The famous OSS database patterned after DynamoDB is https://cassandra.apache.org/

(Wondering if you never heard of it or if you don’t consider it commensurate).

user

2 months ago

[deleted]

somat

2 months ago

This is needlessly pedantic but postgres is not multi threaded, Or at least historically it was not I don't really know if threading is currently being added or if the cloudbased "postgres-buts" have threading. but postgres standard is a pretty good example of the traditional forking unix server, And as someone deeply suspicious of threads in general, just because we could define a shared memory execution modal didn't mean that we should have done it, I think shared memory introduces too many footguns. Sticking with a multi-process model is probably the correct choice for postgress.

Needlessly pedantic because the distinction between multi process with explicit shared memory(shm) vs multi threaded with implicit shared memory probably does not really matter all that much.

qouteall

2 months ago

In real-world business requirements it often need to read some data then touch other data based on previous read result.

It violates the "every transaction can only be in one shard" constraint.

For a specific business requirement it's possible to design clever sharding to make transaction fit into one shard. However new business requirements can emerge and invalidate it.

"Every transaction can only be in one shard" only works for simple business logics.

n2d4

2 months ago

I talk about these problems in the "How hard can sharding be?" section of the article — long story short, not all business requirements can be dealt with easily, but surprisingly many can if you choose a smart sharding key.
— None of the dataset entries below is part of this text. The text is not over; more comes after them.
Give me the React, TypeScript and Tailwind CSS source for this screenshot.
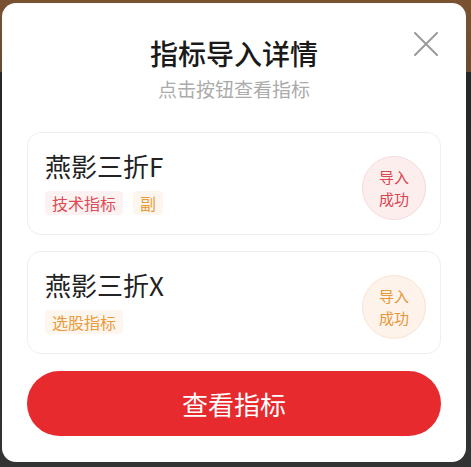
export default function App() {
  const items = [
    {
      name: "燕影三折F",
      tags: [
        { label: "技术指标", cls: "text-[#dd4b55] bg-[#fdf2f2]" },
        { label: "副", cls: "text-[#eb9a3a] bg-[#fdf6ee]" },
      ],
      badge: "text-[#d9444e] bg-[#fdeeee] border-[#f6d9dc]",
    },
    {
      name: "燕影三折X",
      tags: [{ label: "选股指标", cls: "text-[#eb9a3a] bg-[#fdf6ee]" }],
      badge: "text-[#e8963a] bg-[#fdf3ea] border-[#f8e4d2]",
    },
  ];

  return (
    <div
      className="w-[471px] h-[467px] pt-[3px] pl-[2px] bg-[linear-gradient(to_bottom,#7a5232_0,#6b4a30_72px,#262626_72px,#333_100%)]"
      style={{ fontFamily: '"Noto Sans CJK SC", "Noto Sans", sans-serif' }}
    >
      <div className="relative w-[464px] h-[459px] rounded-[14px] bg-white px-[25px] flex flex-col">
        {/* close */}
        <button className="absolute right-[28px] top-[29px] w-[24px] h-[24px] text-[#9a9a9a]">
          <svg width="24" height="24" viewBox="0 0 24 24" fill="none" stroke="currentColor" strokeWidth="2" strokeLinecap="round">
            <path d="M1 1L23 23M23 1L1 23" />
          </svg>
        </button>

        <div className="pt-[35px] text-center text-[28px] leading-[30px] font-medium text-[#1a1a1a]">指标导入详情</div>
        <div className="mt-[10px] text-center text-[19px] leading-[22px] text-[#ababab]">点击按钮查看指标</div>

        <div className="mt-[32px] flex flex-col gap-[16px]">
          {items.map((it) => (
            <div key={it.name} className="h-[103px] rounded-[14px] border border-[#efefef] pl-[17px] pr-[14px] flex items-center">
              <div className="flex-1 flex flex-col">
                <div className="text-[26px] leading-[28px] text-[#222]">{it.name}</div>
                <div className="mt-[11px] flex gap-[10px]">
                  {it.tags.map((t) => (
                    <span key={t.label} className={`px-[7px] h-[24px] flex items-center text-[16px] leading-[18px] rounded-[4px] ${t.cls}`}>
                      {t.label}
                    </span>
                  ))}
                </div>
              </div>
              <div className={`mt-[8px] w-[64px] h-[64px] rounded-full border flex flex-col items-center justify-center text-[15px] leading-[22px] ${it.badge}`}>
                <div>导入</div>
                <div>成功</div>
              </div>
            </div>
          ))}
        </div>

        <button className="mt-[17px] h-[65px] w-full rounded-full bg-[#e62a2e] text-white text-[26px] leading-[28px]">
          查看指标
        </button>
      </div>
    </div>
  );
}
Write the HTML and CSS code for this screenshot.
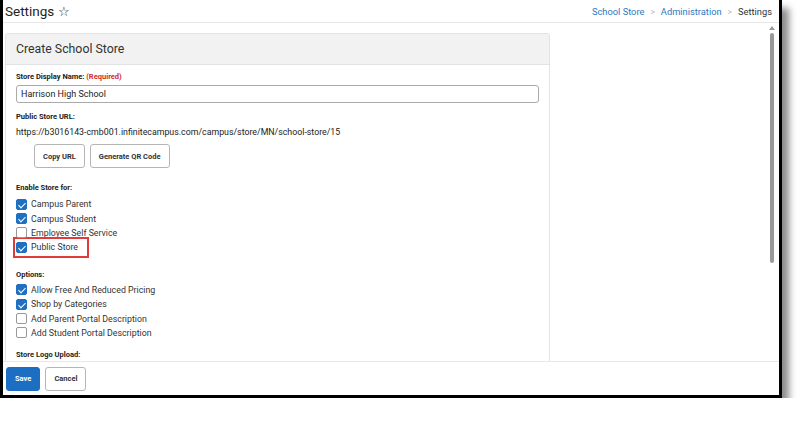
FILE: index.html
```html
<!DOCTYPE html>
<html lang="en">
<head>
    <meta charset="UTF-8" />
    <title>Settings</title>
    <link rel="stylesheet" href="styles.css">
</head>
<body>
    <div class="frame">
        <!-- header -->
        <div class="topbar">
            <div class="title">Settings <span class="star">&#9734;</span></div>
            <div class="crumbs">
                <a>School Store</a><span class="sep">&gt;</span><a>Administration</a><span class="sep">&gt;</span><span class="cur">Settings</span>
            </div>
        </div>

        <!-- main -->
        <div class="main">
            <div class="content">
                <div class="card">
                    <div class="card-head">Create School Store</div>
                    <div class="card-body">
                        <div class="label">Store Display Name: <span class="req">(Required)</span></div>
                        <div class="input">Harrison High School</div>

                        <div class="label">Public Store URL:</div>
                        <div class="url">https://b3016143-cmb001.infinitecampus.com/campus/store/MN/school-store/15</div>
                        <div class="btn-row">
                            <button class="btn">Copy URL</button>
                            <button class="btn">Generate QR Code</button>
                        </div>

                        <div class="label">Enable Store for:</div>
                        <div class="checks">
                            <div class="check"><span class="box on"></span>Campus Parent</div>
                            <div class="check"><span class="box on"></span>Campus Student</div>
                            <div class="check"><span class="box"></span>Employee Self Service</div>
                            <div class="check mark"><span class="box on"></span>Public Store</div>
                        </div>

                        <div class="label">Options:</div>
                        <div class="checks last">
                            <div class="check"><span class="box on"></span>Allow Free And Reduced Pricing</div>
                            <div class="check"><span class="box on"></span>Shop by Categories</div>
                            <div class="check"><span class="box"></span>Add Parent Portal Description</div>
                            <div class="check"><span class="box"></span>Add Student Portal Description</div>
                        </div>

                        <div class="label">Store Logo Upload:</div>
                    </div>
                </div>
            </div>
            <div class="scroll">
                <div class="arrow"></div>
                <div class="thumb"></div>
            </div>
        </div>

        <!-- footer -->
        <div class="footer">
            <button class="btn primary">Save</button>
            <button class="btn">Cancel</button>
        </div>
    </div>
</body>
</html>
```

FILE: styles.css
```css
body{
    margin:0;background:#fff;
    font-family:Roboto,"Liberation Sans",Arial,sans-serif;color:#333;
}
.frame{
    width:776px;height:395px;
    border:3px solid #000;border-top:none;
    background:#fff;
    display:flex;flex-direction:column;
    box-shadow:7px 8px 7px rgba(0,0,0,.45);
}

/* header */
.topbar{
    height:22px;flex:none;
    display:flex;justify-content:space-between;align-items:center;
    padding:0 7px 0 2px;
    border-bottom:1px solid #e8e8e8;
}
.title{font-size:13.5px;color:#222;}
.star{font-size:13px;}
.crumbs{font-size:9.3px;}
.crumbs a{color:#2b79c2;}
.crumbs .sep{color:#bbb;margin:0 6px;font-size:8.5px;}
.crumbs .cur{color:#333;}

/* main */
.main{flex:1;display:flex;overflow:hidden;background:#fff;}
.content{flex:1;padding:10px 0 0 2px;}
.card{
    width:545px;height:100%;box-sizing:border-box;
    border:1px solid #e3e3e3;border-bottom:none;
    border-radius:3px 3px 0 0;
}
.card-head{
    height:30px;background:#f2f2f2;
    border-bottom:1px solid #e3e3e3;
    font-size:12.3px;color:#333;
    display:flex;align-items:center;padding-left:10px;
}
.card-body{padding:7px 10px 0 10px;}
.label{font-size:7.5px;font-weight:bold;color:#222;line-height:10px;}
.req{color:#d12b2b;}
.input{
    margin:3px 0 9px 0;height:18px;box-sizing:border-box;
    border:1px solid #aaa;border-radius:3px;
    font-size:9px;padding:0 4px;line-height:16px;color:#222;
}
.url{font-size:8.8px;margin-top:4px;color:#222;line-height:12px;}
.btn-row{margin:6px 0 15px 18px;display:flex;gap:5px;}
.btn{
    font-family:inherit;font-size:7.5px;font-weight:bold;color:#333;
    background:#fff;border:1px solid #b5b5b5;border-radius:3px;
    height:24px;padding:0 8px;
}
.checks{margin:4px 0 15px 0;}
.checks.last{margin:3px 0 10px 0;}
.check{
    display:flex;align-items:center;font-size:8.8px;color:#333;
    height:14.4px;width:fit-content;
}
.box{
    width:11px;height:11px;box-sizing:border-box;flex:none;
    border:1px solid #999;border-radius:2px;margin-right:4px;
    display:inline-block;position:relative;
}
.box.on{background:#1f70c1;border-color:#1f70c1;}
.box.on::after{
    content:"";position:absolute;left:3px;top:1px;
    width:3px;height:6px;border:solid #fff;border-width:0 1.5px 1.5px 0;
    transform:rotate(45deg);
}
.check.mark{outline:2px solid #e03a3a;outline-offset:1px;padding-right:8px;}

/* scrollbar */
.scroll{width:10px;flex:none;margin-right:2px;padding-top:3px;}
.arrow{
    width:0;height:0;margin:0 auto 3px auto;
    border-left:3px solid transparent;border-right:3px solid transparent;
    border-bottom:4px solid #999;
}
.thumb{width:4px;height:230px;background:#999;border-radius:2px;margin:0 auto;}

/* footer */
.footer{
    height:33px;flex:none;border-top:1px solid #e8e8e8;
    display:flex;align-items:center;gap:5px;padding-left:3px;
}
.footer .btn{height:24px;}
.btn.primary{background:#1b6ec2;border-color:#1b6ec2;color:#fff;}
```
You can also still do optimistic concurrency across shards! That covers most of the remaining ones. Anything that requires anything more complex — sagas, 2PC, etc. — is relatively rare, and at scale, a traditional SQL OLTP will also struggle with those.

qouteall

2 months ago

Thanks for reply.

So in my understanding:

- The transactions that only touch one shard is simple

- The transactions that read multiple shards but only write shard can use simple optimistic concurrency control

- The transactions that writes (and reads) multiple shards stay complex. Can be avoided by designing a smart sharding key. (hard to do if business requirement is complex)

qouteall

2 months ago

The optimistic concurrency control that reads multiple shards cannot use simple CAS. It probably needs to do something like two-phase committing

n2d4

2 months ago

That's right!

If you anticipate you will encounter the third type a lot, and you don't anticipate that you will need to shard either way, what I'm talking about here makes no sense for you.

hinkley

2 months ago

Business people have a nasty habit of identifying two independent pieces of data you have and finding ideas to combine them to do something new. They aren’t happy until every piece of data is copied with every other piece and then they still aren’t happy because now everything is horrible because everything is coupled to everything.

rowanG077

2 months ago

in my experience most backends I have worked on people don't use the facilities of their database. They indeed simply hit the database two or more times. But that doesn't mean it's not possible to do better if you actually put more care in your queries. Most of the time multiple transactions can be eliminated. So I don't agree this is a business requirement complexity problem. It's a "it works so it's good enough" problem, or a "lazy developer" problem depending on how you want to frame it.

formerly_proven

2 months ago

This (along with n+1) is somewhat encouraged in business applications due to the prevalence of the repository pattern.

SoftTalker

2 months ago

Give each business or customer its own schema and you almost never need sharding.

n2d4

2 months ago

Yes, but you could also flip it the other way around — make the business or customer your sharding key, and you'll only need to manage one schema!

fmjrey

2 months ago

Sharding of data and compute is precisely what makes Rama [0] able to handle Internet scale topologies to create materialized views (PStates). Only one topology can write to a PState, and each PState has its own partitioning.

And yes, a developer needs to handle the added complexity of querying across partitions, but the language makes that easy.

Effectively Rama has fully deconstructed the database, not just its log, tables, and indexes, but also its query engine. It then gives the developer all the needed primitives and composition logic to handle any use case and schema.

Putting data into database silos and handling the compute separately is the schizophrenia that made everything more complicated: monolith were split into microservices, and databases into logs and nosql stores, each running in separate clusters. The way forward is to have one cluster for both data and compute, and make partitioning a first class construct of the architecture.

[0] https://redplanetlabs.com/

bawolff

2 months ago

That's great if your shards are truly independent of each other, but if not then you just invented a custom transaction layer living in your application code, which sounds way way worse than the original problem.

And quite frankly, i think it is incredibly rare for the shards to both be fine grained and independent in typical oltp DB usecase.

lucyjojo

2 months ago

this is so very very right.

i don't know how it works now but datomic used to have a single-threaded writer (transactor?, if i remember right, been a long time) and offers serialization by default.

https://docs.datomic.com/datomic-overview.html

raggi

2 months ago

We are doing this, and it’s terrible. Having done both at scale this one is worse.

user

2 months ago

[deleted]

ltbarcly3

2 months ago

Wow that's a dumb take. The whole point of ACID is that you can get roughly the same result but have a system that can serve more than 1 user at a time.